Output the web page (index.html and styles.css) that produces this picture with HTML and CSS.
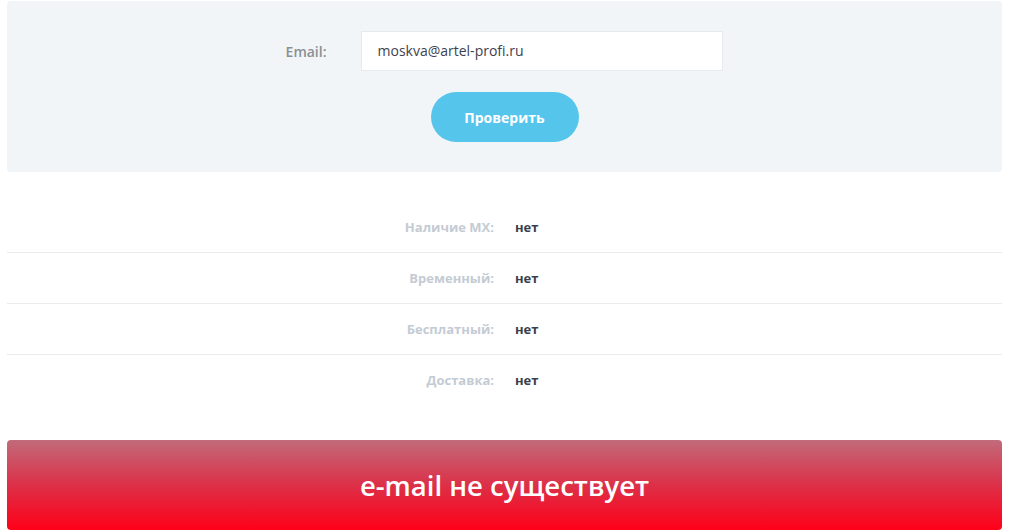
FILE: index.html
```html
<!DOCTYPE html>
<html lang="ru">
<head>
<meta charset="utf-8">
<title>Проверка email</title>
<link rel="stylesheet" href="styles.css">
</head>
<body>
<div class="page">
  <form class="check-panel">
    <div class="field">
      <label class="field-label" for="email">Email:</label>
      <div class="field-input" id="email">moskva@artel-profi.ru</div>
    </div>
    <button type="button" class="check-btn">Проверить</button>
  </form>

  <div class="results">
    <div class="row"><span class="row-label">Наличие MX:</span><span class="row-value">нет</span></div>
    <div class="row"><span class="row-label">Временный:</span><span class="row-value">нет</span></div>
    <div class="row"><span class="row-label">Бесплатный:</span><span class="row-value">нет</span></div>
    <div class="row"><span class="row-label">Доставка:</span><span class="row-value">нет</span></div>
  </div>

  <div class="verdict">e-mail не существует</div>
</div>
</body>
</html>
```

FILE: styles.css
```css
html, body {
  margin: 0;
  padding: 0;
  background: #ffffff;
}

body {
  font-family: "Open Sans", "DejaVu Sans", sans-serif;
}

.page {
  width: 995px;
  margin-left: 7px;
  padding-top: 1px;
}

.check-panel {
  background: #f2f5f7;
  border-radius: 4px;
  height: 171px;
  box-sizing: border-box;
  padding-top: 30px;
  display: flex;
  flex-direction: column;
  align-items: center;
  margin: 0;
}

.field {
  display: flex;
  align-items: center;
  margin-left: -4px;
}

.field-label {
  width: 44px;
  font-size: 14px;
  font-weight: 600;
  color: #8a8f94;
  margin-right: 34px;
  text-align: right;
}

.field-input {
  width: 344px;
  height: 38px;
  line-height: 38px;
  background: #ffffff;
  border: 1px solid #e6eaed;
  padding-left: 16px;
  font-size: 14px;
  font-weight: 500;
  color: #3c4250;
}

.check-btn {
  margin-top: 21px;
  width: 148px;
  height: 50px;
  border: none;
  border-radius: 25px;
  background: #56c5ec;
  color: #ffffff;
  font-family: inherit;
  font-size: 14px;
  font-weight: 700;
  padding: 0;
}

.results {
  padding-top: 30px;
}

.row {
  display: flex;
  align-items: center;
  height: 50px;
  border-bottom: 1px solid #e9ecef;
}

.row:last-child {
  border-bottom: none;
}

.row-label {
  width: 487px;
  text-align: right;
  font-size: 13px;
  font-weight: 700;
  color: #c4cbd4;
}

.row-value {
  margin-left: 21px;
  font-size: 13px;
  font-weight: 700;
  color: #3a3f4b;
}

.verdict {
  margin-top: 35px;
  height: 90px;
  border-radius: 4px;
  background: linear-gradient(to bottom, #c16b7a 0%, #dc3048 50%, #ff0018 100%);
  color: #ffffff;
  font-size: 27.5px;
  font-weight: 600;
  display: flex;
  align-items: center;
  justify-content: center;
}
```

+ + +

WHAT YOU HAVE TO DO: Search the data for "styles". Copy every matching line.

REPLY:
Output the web page (index.html and styles.css) that produces this picture with HTML and CSS.
<link rel="stylesheet" href="styles.css">
FILE: styles.css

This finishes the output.